Many of my Houston business clients have expressed apprehension when it comes to drafting and signing letters of intent. This may be because LOIs can resemble contracts in many ways. And while business professionals understand the importance of recording the terms discussed in negotiations, they often feel that the signing of documents should wait until there is a true contractual understanding.
Letters of intent are widely used in business to accomplish a variety of objectives. The following items are some of the elements that Texas business executives might include in a standard letter of intent.

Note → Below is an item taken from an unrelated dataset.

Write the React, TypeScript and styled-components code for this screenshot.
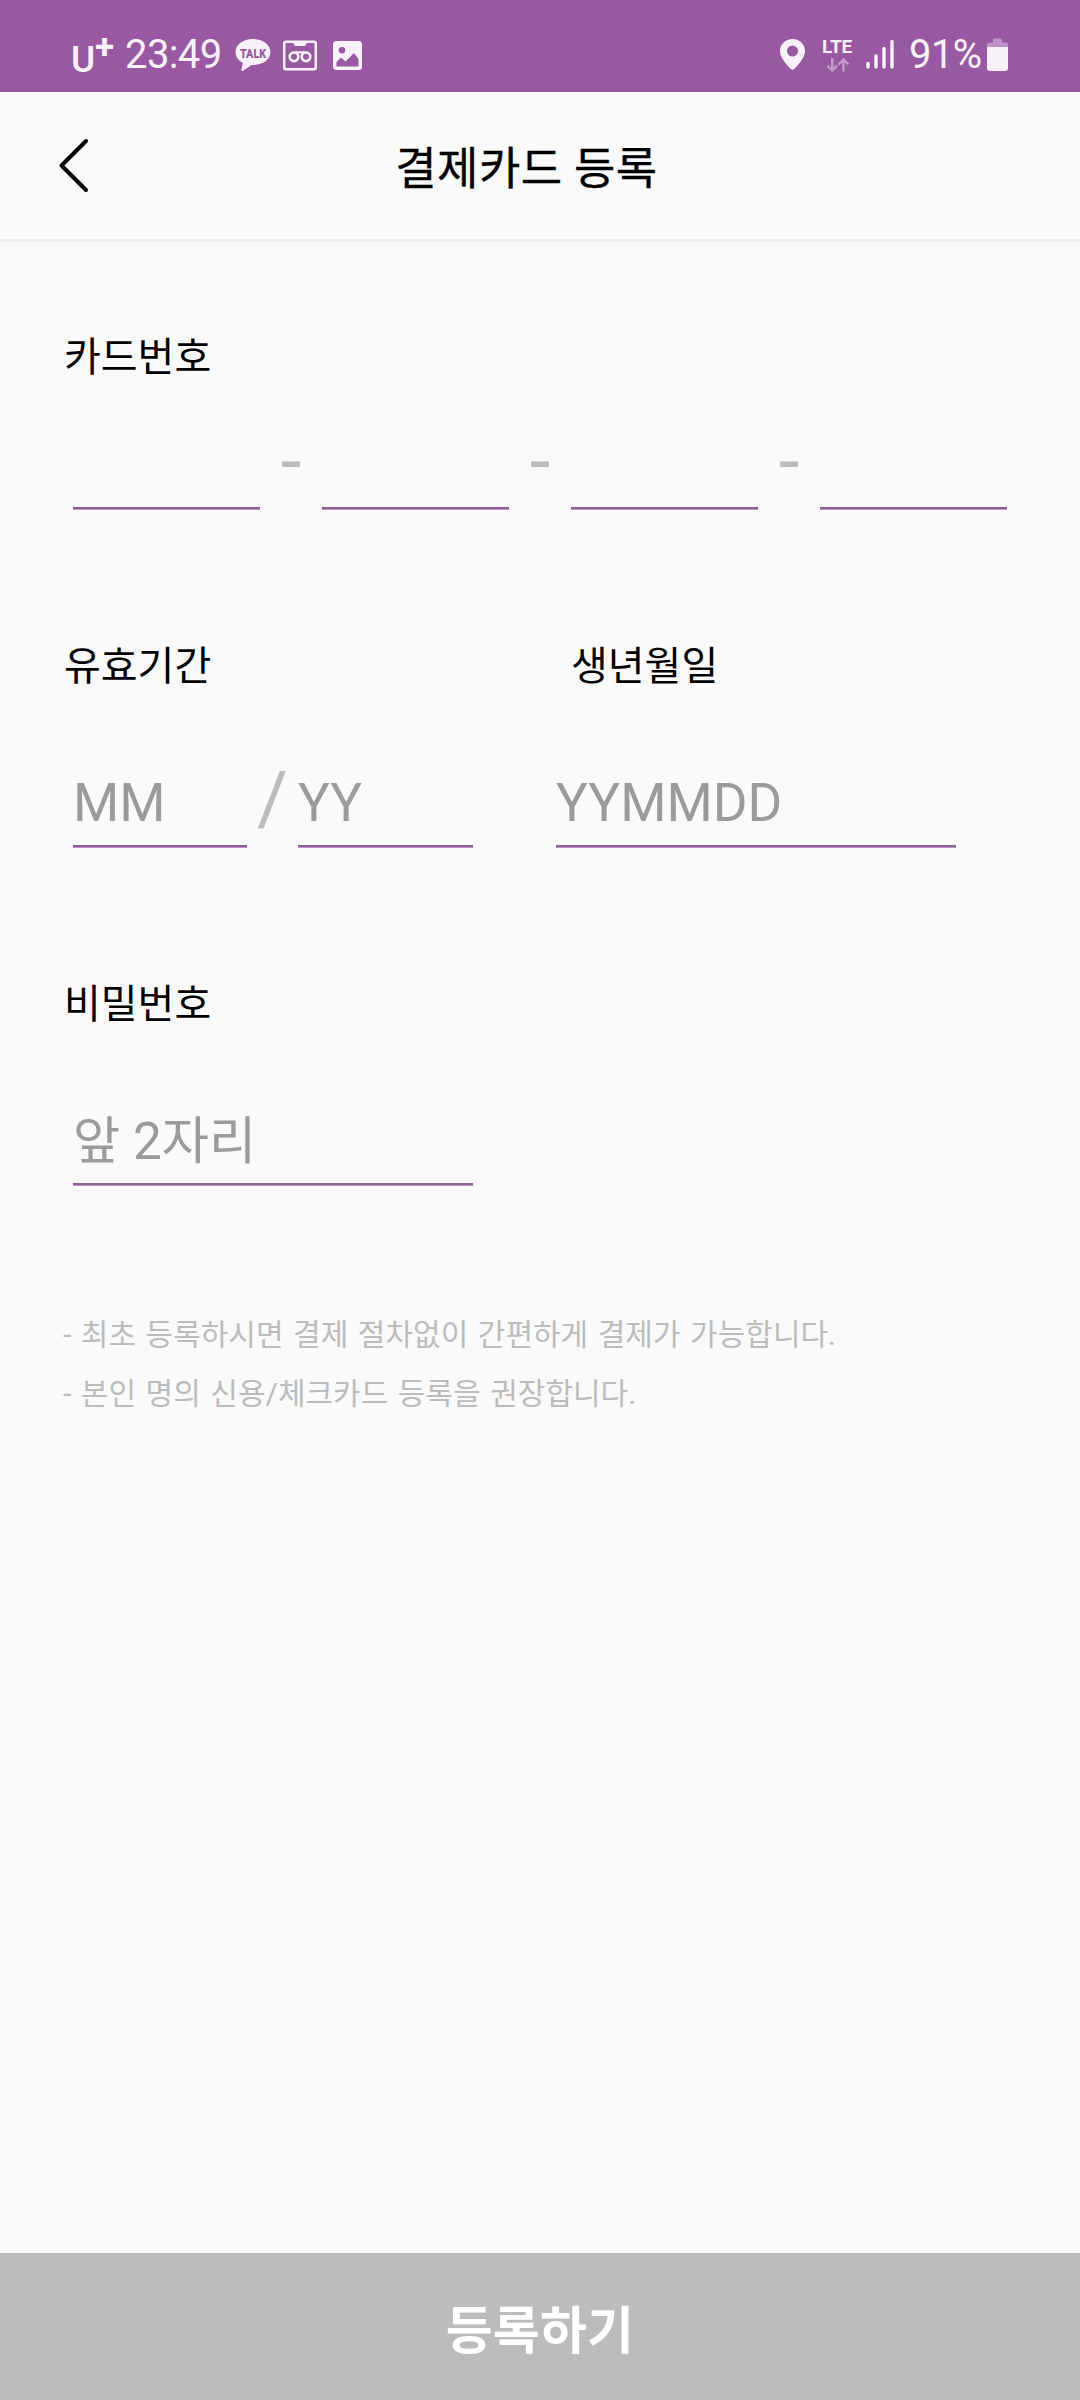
import React from 'react';
import styled, { createGlobalStyle } from 'styled-components';

const tint = '#f8f1f9';

const GlobalStyle = createGlobalStyle`
  * { box-sizing: border-box; }
  body {
    margin: 0;
    background: #fafafa;
    font-family: Roboto, "Noto Sans CJK KR", sans-serif;
  }
`;

const Screen = styled.div`
  width: 1080px;
  height: 2400px;
  display: flex;
  flex-direction: column;
  background: #fafafa;
`;

const StatusBar = styled.header`
  height: 92px;
  flex: none;
  display: flex;
  justify-content: space-between;
  padding: 36px 71px 0 71px;
  background: #9858a2;
  color: ${tint};
`;

const StatusGroup = styled.div`
  display: flex;
  align-items: flex-start;
  height: 38px;
`;

const StatusIcon = styled.svg<{ $gap: number }>`
  display: block;
  flex: none;
  margin-left: ${p => p.$gap}px;
`;

const Carrier = styled.div`
  display: flex;
  width: 54px;
  font-weight: 500;
`;

const CarrierLetter = styled.span`
  width: 24px;
  font-size: 37px;
  line-height: 48px;
`;

const CarrierPlus = styled.span`
  font-size: 35px;
  font-weight: 700;
  line-height: 24px;
`;

const StatusText = styled.span<{ $width: number }>`
  width: ${p => p.$width}px;
  font-size: 40px;
  line-height: 38px;
  letter-spacing: -0.6px;
  white-space: nowrap;
`;

const Network = styled.div`
  display: flex;
  flex-direction: column;
  width: 33px;
  margin-left: 16px;
`;

const NetworkName = styled.span`
  font-size: 19px;
  font-weight: 700;
  line-height: 22px;
  letter-spacing: -0.2px;
`;

const TitleBar = styled.div`
  height: 150px;
  flex: none;
  display: flex;
  align-items: center;
  border-bottom: 3px solid #eeeeee;
  padding: 0 58px;
`;

const BackButton = styled.button`
  flex: none;
  width: 32px;
  height: 56px;
  padding: 0;
  border: 0;
  background: none;
`;

const Title = styled.h1`
  flex: 1;
  margin: 0 59px 0 0;
  padding-top: 9px;
  font-size: 45px;
  font-weight: 400;
  line-height: 60px;
  letter-spacing: 0.4px;
  -webkit-text-stroke: 0.3px #000;
  text-align: center;
  color: #000;
`;

const Form = styled.main`
  flex: 1;
  display: flex;
  flex-direction: column;
  gap: 128px;
  padding: 86px 73px 0;
`;

const FieldSet = styled.section`
  display: flex;
  flex-direction: column;
`;

const LabelRow = styled.div`
  display: flex;
  margin-left: -9px;
`;

const Label = styled.label<{ $width?: number }>`
  width: ${p => (p.$width ? `${p.$width}px` : 'auto')};
  font-size: 40px;
  line-height: 60px;
  color: #000;
`;

const InputRow = styled.div<{ $height: number }>`
  display: flex;
  align-items: flex-end;
  height: ${p => p.$height}px;
`;

const Input = styled.input<{ $width: number; $before?: number; $size?: number }>`
  display: block;
  width: ${p => p.$width}px;
  height: 79px;
  margin: 0 0 0 ${p => p.$before ?? 0}px;
  padding: 0 0 7px;
  border: 0;
  border-bottom: 2px solid #905f98;
  border-radius: 0;
  box-shadow: 0 1px 0 #bd92c5;
  background: none;
  outline: none;
  font-family: inherit;
  font-size: ${p => p.$size ?? 53}px;
  line-height: 70px;
  color: #222;
  &::placeholder {
    color: #9b9b9b;
    opacity: 1;
  }
`;

const Separator = styled.span<{ $width: number; $drop: number }>`
  width: ${p => p.$width}px;
  height: ${p => p.$drop}px;
  font-size: 75px;
  line-height: 80px;
  text-align: center;
  color: #bcbcbc;
`;

const Notes = styled.ul`
  margin: -8px 0 0 -10px;
  padding: 0;
  list-style: none;
`;

const Note = styled.li`
  font-size: 30px;
  line-height: 59px;
  word-spacing: 2.1px;
  color: #bcbcbc;
`;

const SubmitButton = styled.button`
  flex: none;
  height: 147px;
  padding: 10px 0 0;
  border: 0;
  background: #bcbcbc;
  color: #fff;
  font-family: inherit;
  font-size: 51px;
  font-weight: 700;
  line-height: 60px;
  letter-spacing: 0.2px;
`;

const TalkIcon = () => (
  <StatusIcon $gap={10} width="36" height="36" viewBox="0 0 36 36">
    <path d="M18 3C8 3 .5 8.8.5 16c0 4.600 3 8.700 7.400 11l-1.600 7c-.2.900.7 1.400 1.500.9l8.700-6c.5.1 1 .1 1.500.1 10 0 17.500-5.800 17.500-13S28 3 18 3z" fill={tint} />
    <text x="18" y="21.500" textAnchor="middle" textLength="26" lengthAdjust="spacingAndGlyphs" fontFamily="Roboto, sans-serif" fontSize="12" fontWeight="900" fill="#9858a2">TALK</text>
  </StatusIcon>
);

const VoicemailIcon = () => (
  <StatusIcon $gap={11} width="36" height="36" viewBox="0 0 36 36" fill="none" stroke={tint}>
    <rect x="2.200" y="5.700" width="31.600" height="27.600" rx="2" strokeWidth="2.600" />
    <path d="M10 5h16l-3 5h-10z" fill={tint} stroke="none" />
    <circle cx="12" cy="20.800" r="4.300" strokeWidth="2.600" />
    <circle cx="24" cy="20.800" r="4.300" strokeWidth="2.600" />
    <path d="M12 16.300h12" strokeWidth="2" />
  </StatusIcon>
);

const PhotoIcon = () => (
  <StatusIcon $gap={15} width="30" height="36" viewBox="0 0 30 36">
    <path fillRule="evenodd" fill={tint} d="M3.500 5h22a3.500 3.500 0 0 1 3.500 3.500v22a3.500 3.500 0 0 1-3.500 3.500h-22A3.500 3.500 0 0 1 0 30.500v-22A3.500 3.500 0 0 1 3.500 5zM9 11a3.300 3.300 0 1 0 0 6.600A3.300 3.300 0 0 0 9 11zM3.500 26v4.500h22V23l-4.500-6-8.500 8.500-4.500-4z" />
  </StatusIcon>
);

const PinIcon = () => (
  <StatusIcon $gap={0} width="26" height="36" viewBox="0 0 26 36">
    <path fillRule="evenodd" fill={tint} d="M12.500 3C5.600 3 0 8.300 0 15c0 6.300 5.500 12.500 10.800 18 1 1 2.400 1 3.400 0C19.500 27.500 25 21.300 25 15 25 8.300 19.400 3 12.500 3zm0 6.500a5.500 5.500 0 1 1 0 11 5.500 5.500 0 0 1 0-11z" />
  </StatusIcon>
);

const TransferArrows = () => (
  <StatusIcon $gap={4} width="25" height="16" viewBox="0 0 25 16" fill="none" stroke="#c49ccb" strokeWidth="2.400">
    <path d="M6.200 0v12M1.200 7.500l5 5 5-5M17.500 13.500V2M12.500 6.500l5-5 5 5" />
  </StatusIcon>
);

const SignalIcon = () => (
  <StatusIcon $gap={11} width="29" height="36" viewBox="0 0 29 36" stroke={tint} strokeWidth="3.400" strokeLinecap="round">
    <path d="M2 27.500v3.500M10 20v11M18 12.500v18.500M26 5.500v25.500" />
  </StatusIcon>
);

const BatteryIcon = () => (
  <StatusIcon $gap={6} width="22" height="36" viewBox="0 0 22 36">
    <path d="M0 11V8.500A2.500 2.500 0 0 1 2.500 6.500H6V4a1.500 1.500 0 0 1 1.500-1.500h6A1.500 1.500 0 0 1 15 4v2.500h3.500A2.500 2.500 0 0 1 21 8.500V11z" fill="#bf92c7" />
    <path d="M0 11h21v21a3 3 0 0 1-3 3H3a3 3 0 0 1-3-3z" fill={tint} />
  </StatusIcon>
);

export default function App() {
  return (
    <Screen>
      <GlobalStyle />
      <StatusBar>
        <StatusGroup>
          <Carrier>
            <CarrierLetter>U</CarrierLetter>
            <CarrierPlus>+</CarrierPlus>
          </Carrier>
          <StatusText $width={100}>23:49</StatusText>
          <TalkIcon />
          <VoicemailIcon />
          <PhotoIcon />
        </StatusGroup>
        <StatusGroup>
          <PinIcon />
          <Network>
            <NetworkName>LTE</NetworkName>
            <TransferArrows />
          </Network>
          <SignalIcon />
          <StatusIcon $gap={14} width="0" height="36" />
          <StatusText $width={72}>91%</StatusText>
          <BatteryIcon />
        </StatusGroup>
      </StatusBar>

      <TitleBar>
        <BackButton aria-label="뒤로">
          <svg width="32" height="56" viewBox="0 0 32 56" fill="none" stroke="#000" strokeWidth="4" strokeLinecap="round" strokeLinejoin="round">
            <path d="M28 3L3.500 27.500L28 52" />
          </svg>
        </BackButton>
        <Title>결제카드 등록</Title>
      </TitleBar>

      <Form>
        <FieldSet>
          <LabelRow>
            <Label>카드번호</Label>
          </LabelRow>
          <InputRow $height={121}>
            <Input $width={187} />
            <Separator $width={62} $drop={88}>-</Separator>
            <Input $width={187} />
            <Separator $width={62} $drop={88}>-</Separator>
            <Input $width={187} />
            <Separator $width={62} $drop={88}>-</Separator>
            <Input $width={187} />
          </InputRow>
        </FieldSet>

        <FieldSet>
          <LabelRow>
            <Label $width={507}>유효기간</Label>
            <Label>생년월일</Label>
          </LabelRow>
          <InputRow $height={150}>
            <Input $width={174} placeholder="MM" />
            <Separator $width={51} $drop={89}>/</Separator>
            <Input $width={175} placeholder="YY" />
            <Input $width={400} $before={83} placeholder="YYMMDD" />
          </InputRow>
        </FieldSet>

        <FieldSet>
          <LabelRow>
            <Label>비밀번호</Label>
          </LabelRow>
          <InputRow $height={150}>
            <Input $width={400} $size={51.3} placeholder="앞 2자리" />
          </InputRow>
        </FieldSet>

        <Notes>
          <Note>- 최초 등록하시면 결제 절차없이 간편하게 결제가 가능합니다.</Note>
          <Note>- 본인 명의 신용/체크카드 등록을 권장합니다.</Note>
        </Notes>
      </Form>

      <SubmitButton>등록하기</SubmitButton>
    </Screen>
  );
}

Terms and Conditions: A LOI can establish the details of a pending business transaction that will be blessed with a contract. For example, if a Houston project manager wants to subcontract an electrical company to wire a building, they can form a letter of intent to define the manner, time frame, and specifications in which the work will be completed should both entities sign a contract in the future.
No-Shop Agreements: A letter of intent can include language that prevents one or multiple parties from obtaining quotes or otherwise negotiating with outside entities during the current discussion. No-Shop agreements generally have a time frame attached to them. The no-shop agreement doesn’t require the parties to form a contract with one another; it merely prevents them from dealing with other, similar companies.

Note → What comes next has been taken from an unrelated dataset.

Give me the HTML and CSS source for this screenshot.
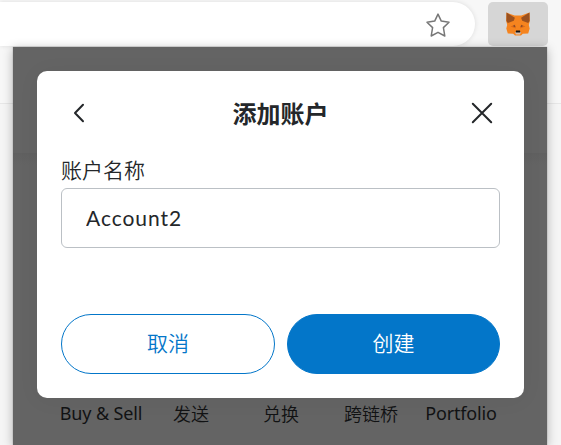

Conditions to Close: A LOI can outline the parameters that must be met for a deal to move to the contractual phase. For instance, a letter of intent can be used to hire an employee pending the successful completion of a background check.
Avoiding Having Your Letter of Intent Become a Contract
Special care should be taken by the attorneys who are drafting letters of intent to clarify to the parties—and later the courts because these “agreements” can end up in court—that the LOIs are not intended as contracts. Language needs to be clear and unambiguous. To this aim, business attorneys will often include specific language stating that the LOI does not contractually bind the parties to the transaction being negotiated. Many attorneys will also leave out specific terms and conditions to further demonstrate that the LOI is not intended to be a contract. Furthermore, there is no legal requirement that letters of intent must be signed. With this in mind, it’s important to note that a signature is not always required to bind parties to a contract. However, any language stating that the LOI is not enforceable until signed should go a long way in removing any question that a contract has been formed in it’s unsigned state.
Before signing or committing to a contract or letter of intent, you should first have a reputable Texas business attorney review it.